Another likely cause is an inconsistency between the communications environment and the cluster message tuning parameters. You can use the Retrieve Cluster Resource Services Information (QcstRetrieveCRSInfo) API to view the current settings of the tuning parameters and the Change Cluster Resource Services (QcstChgClusterResourceServices) API to change the settings. Cluster performance may be degraded under default cluster tuning parameter settings if using old adapter hardware. The adapter hardware types included in the definition of old are 2617, 2618, 2619, 2626, and 2665. In this case, setting of the Performance class tuning parameter to Normal is desired.
If all the nodes of a cluster are on a local LAN or have routing capabilities which can handle Maximum Transmission Unit (MTU) packet sizes of greater than 1,464 bytes throughout the network routes, large cluster message transfers (greater than 1,536K bytes) can be accelerated by increasing the cluster tuning parameter value for Message fragment size to better match the route MTUs.
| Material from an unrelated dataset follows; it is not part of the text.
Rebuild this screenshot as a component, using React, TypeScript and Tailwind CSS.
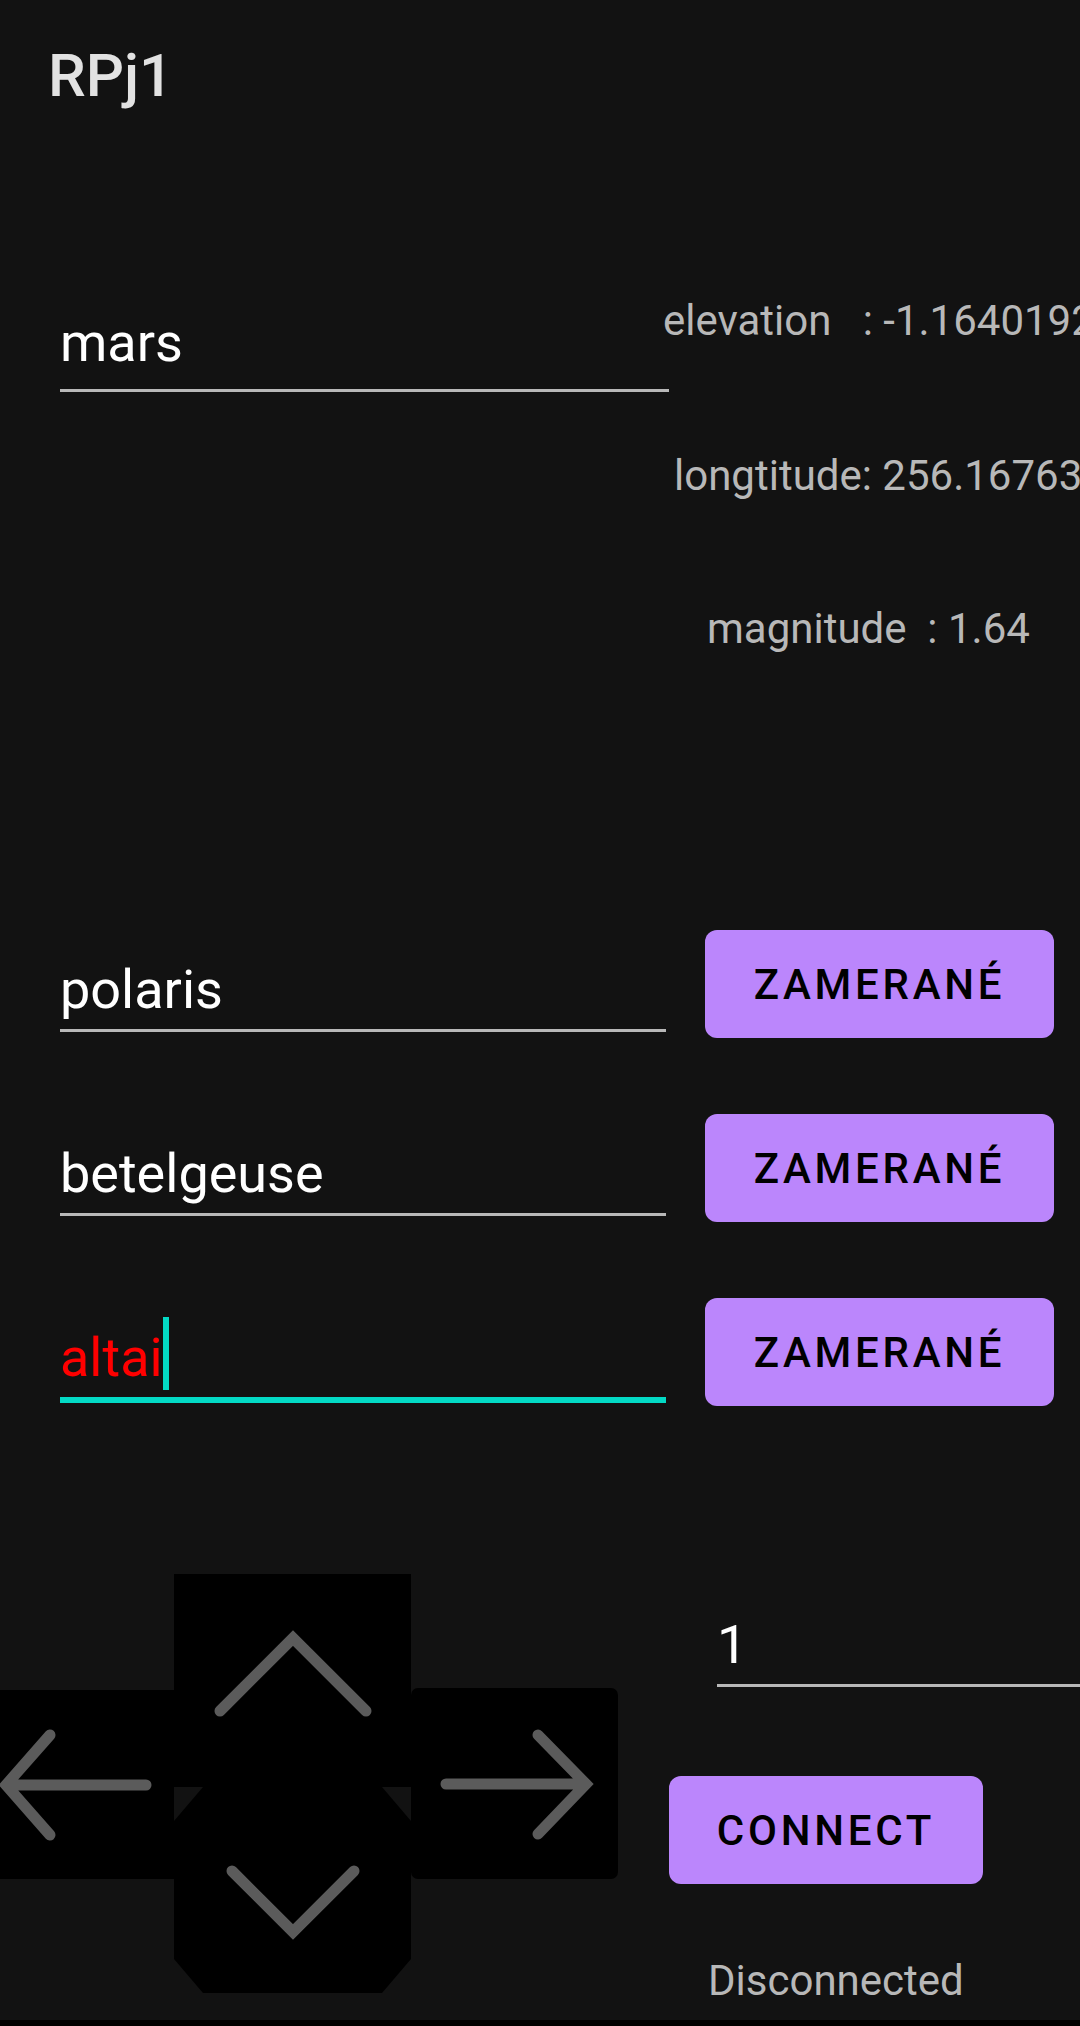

You cannot use any of the function of the new release.

If you attempt to use new release function and you see error message CPFBB70, then your current cluster version is still set at the prior version level. You must upgrade all cluster nodes to the new release level and then use the adjust cluster version interface to set the current cluster version to the new level. See Adjust the cluster version of a cluster for more information.

You cannot add a node to a device domain or access the System i Navigator cluster management interface.

To access the System i Navigator cluster management interface, or to use switchable devices, you must have IBM® i Option 41, HA Switchable Resources installed on your system. You must also have a valid license key for this option.

You applied a cluster PTF and it does not seem to be working.

You should ensure that you have completed the following tasks after applying the PTF:

End the cluster
Signoff then signon
The old program is still active in the activation group until the activation group is destroyed. All of the cluster code (even the cluster APIs) run in the default activation group.
Start the cluster
Most cluster PTFs require clustering to be ended and restarted on the node to activate the PTF.

CEE0200 appears in the exit program joblog.

On this error message, the from module is QLEPM and the from procedure is Q_LE_leBdyPeilog. Any program that the exit program invokes must run in either *CALLER or a named activation group. You must change your exit program or the program in error to correct this condition.

CPD000D followed by CPF0001 appears in the cluster resource services joblog.

When you receive this error message, make sure the QMLTTHDACN system value is set to either 1 or 2.

Cluster appears hung.

Make sure cluster resource group exit programs are outstanding. To check the exit program, use the WRKACTJOB (Work with Active Jobs) command, then look in the Function column for the presence of PGM-QCSTCRGEXT.